**Data**

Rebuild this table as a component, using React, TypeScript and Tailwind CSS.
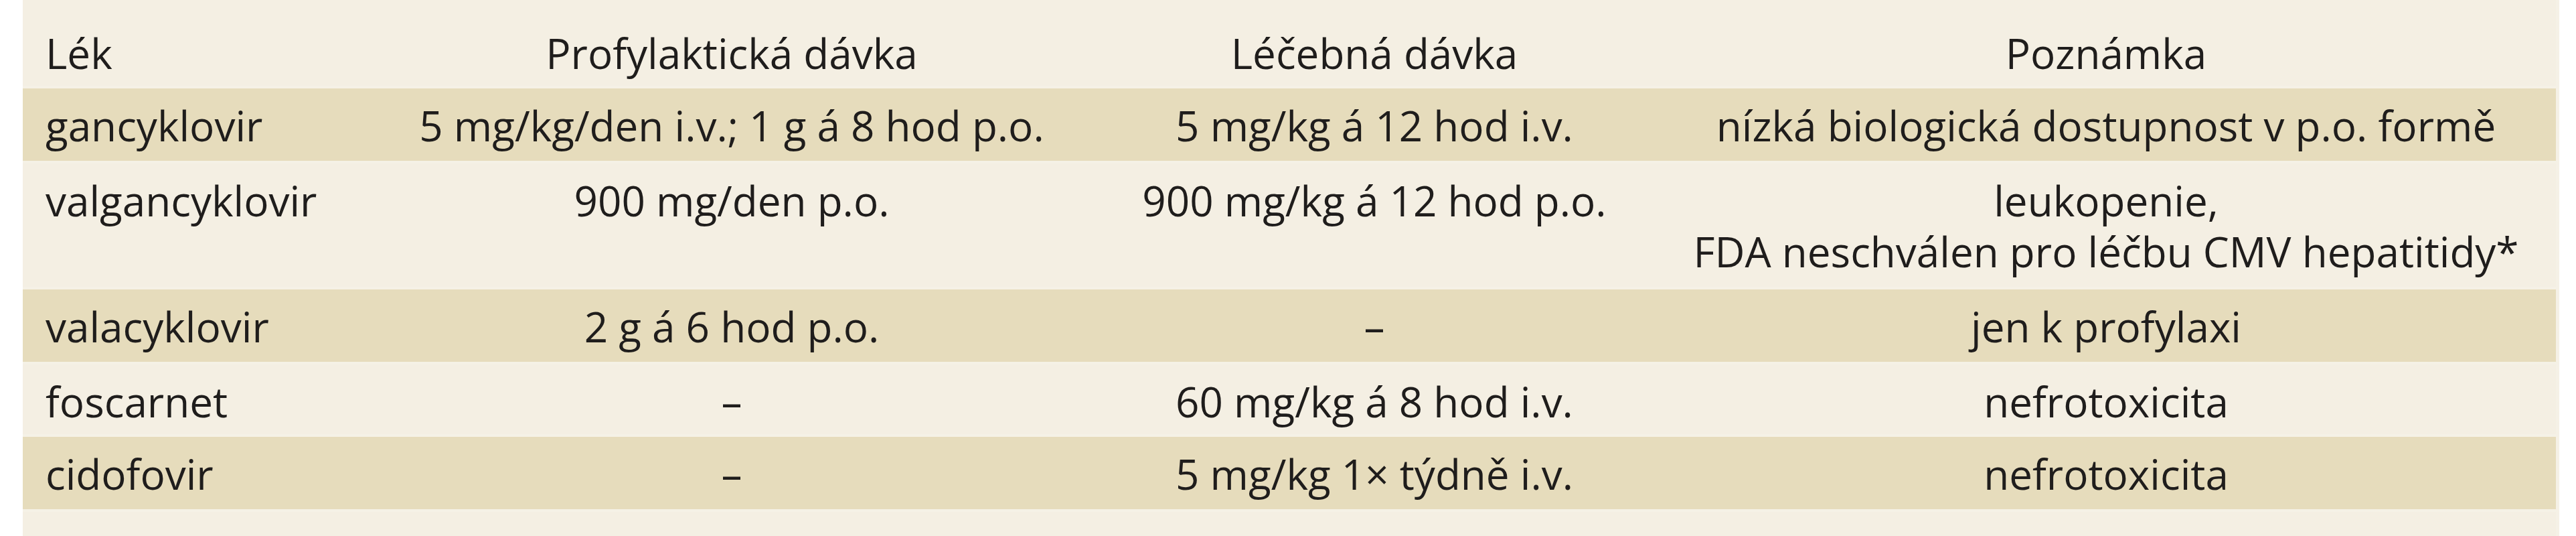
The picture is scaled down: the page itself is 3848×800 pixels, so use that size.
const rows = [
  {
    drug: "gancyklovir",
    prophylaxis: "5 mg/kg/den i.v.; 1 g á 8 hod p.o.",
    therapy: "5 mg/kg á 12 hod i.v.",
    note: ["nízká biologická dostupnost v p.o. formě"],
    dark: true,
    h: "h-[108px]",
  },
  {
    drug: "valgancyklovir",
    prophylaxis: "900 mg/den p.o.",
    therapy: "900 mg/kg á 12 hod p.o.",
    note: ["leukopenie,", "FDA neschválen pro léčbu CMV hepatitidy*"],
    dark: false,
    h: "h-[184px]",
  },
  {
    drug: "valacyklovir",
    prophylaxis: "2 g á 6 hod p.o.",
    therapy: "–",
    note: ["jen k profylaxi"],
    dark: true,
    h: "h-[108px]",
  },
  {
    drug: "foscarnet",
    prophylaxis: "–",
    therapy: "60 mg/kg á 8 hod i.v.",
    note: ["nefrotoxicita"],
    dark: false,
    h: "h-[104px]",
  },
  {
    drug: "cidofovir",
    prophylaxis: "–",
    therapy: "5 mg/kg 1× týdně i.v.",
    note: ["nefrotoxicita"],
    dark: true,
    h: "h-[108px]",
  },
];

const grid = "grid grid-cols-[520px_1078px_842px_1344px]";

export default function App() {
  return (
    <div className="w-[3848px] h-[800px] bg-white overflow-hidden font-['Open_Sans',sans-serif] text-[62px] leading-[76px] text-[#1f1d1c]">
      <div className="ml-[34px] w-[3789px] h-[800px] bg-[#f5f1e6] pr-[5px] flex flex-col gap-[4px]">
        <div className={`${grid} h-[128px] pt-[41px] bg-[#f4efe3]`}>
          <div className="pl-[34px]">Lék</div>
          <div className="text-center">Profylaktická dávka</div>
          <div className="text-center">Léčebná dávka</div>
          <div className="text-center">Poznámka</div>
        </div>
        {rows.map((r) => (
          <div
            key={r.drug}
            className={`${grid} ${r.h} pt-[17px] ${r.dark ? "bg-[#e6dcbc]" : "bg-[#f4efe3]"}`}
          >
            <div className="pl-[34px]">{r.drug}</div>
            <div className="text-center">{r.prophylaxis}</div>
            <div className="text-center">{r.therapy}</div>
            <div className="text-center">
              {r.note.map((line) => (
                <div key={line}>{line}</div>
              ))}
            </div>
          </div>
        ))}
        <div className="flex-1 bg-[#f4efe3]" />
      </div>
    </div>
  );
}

**Given request**
Copy out all the data exactly; skip the pictures.

**Completed exercise**
Rebuild this table as a component, using React, TypeScript and Tailwind CSS.
The picture is scaled down: the page itself is 3848×800 pixels, so use that size.
const rows = [
  {
    drug: "gancyklovir",
    prophylaxis: "5 mg/kg/den i.v.; 1 g á 8 hod p.o.",
    therapy: "5 mg/kg á 12 hod i.v.",
    note: ["nízká biologická dostupnost v p.o. formě"],
    dark: true,
    h: "h-[108px]",
  },
  {
    drug: "valgancyklovir",
    prophylaxis: "900 mg/den p.o.",
    therapy: "900 mg/kg á 12 hod p.o.",
    note: ["leukopenie,", "FDA neschválen pro léčbu CMV hepatitidy*"],
    dark: false,
    h: "h-[184px]",
  },
  {
    drug: "valacyklovir",
    prophylaxis: "2 g á 6 hod p.o.",
    therapy: "–",
    note: ["jen k profylaxi"],
    dark: true,
    h: "h-[108px]",
  },
  {
    drug: "foscarnet",
    prophylaxis: "–",
    therapy: "60 mg/kg á 8 hod i.v.",
    note: ["nefrotoxicita"],
    dark: false,
    h: "h-[104px]",
  },
  {
    drug: "cidofovir",
    prophylaxis: "–",
    therapy: "5 mg/kg 1× týdně i.v.",
    note: ["nefrotoxicita"],
    dark: true,
    h: "h-[108px]",
  },
];

const grid = "grid grid-cols-[520px_1078px_842px_1344px]";

export default function App() {
  return (
    <div className="w-[3848px] h-[800px] bg-white overflow-hidden font-['Open_Sans',sans-serif] text-[62px] leading-[76px] text-[#1f1d1c]">
      <div className="ml-[34px] w-[3789px] h-[800px] bg-[#f5f1e6] pr-[5px] flex flex-col gap-[4px]">
        <div className={`${grid} h-[128px] pt-[41px] bg-[#f4efe3]`}>
          <div className="pl-[34px]">Lék</div>
          <div className="text-center">Profylaktická dávka</div>
          <div className="text-center">Léčebná dávka</div>
          <div className="text-center">Poznámka</div>
        </div>
        {rows.map((r) => (
          <div
            key={r.drug}
            className={`${grid} ${r.h} pt-[17px] ${r.dark ? "bg-[#e6dcbc]" : "bg-[#f4efe3]"}`}
          >
            <div className="pl-[34px]">{r.drug}</div>
            <div className="text-center">{r.prophylaxis}</div>
            <div className="text-center">{r.therapy}</div>
            <div className="text-center">
              {r.note.map((line) => (
                <div key={line}>{line}</div>
              ))}
            </div>
          </div>
        ))}
        <div className="flex-1 bg-[#f4efe3]" />
      </div>
    </div>
  );
}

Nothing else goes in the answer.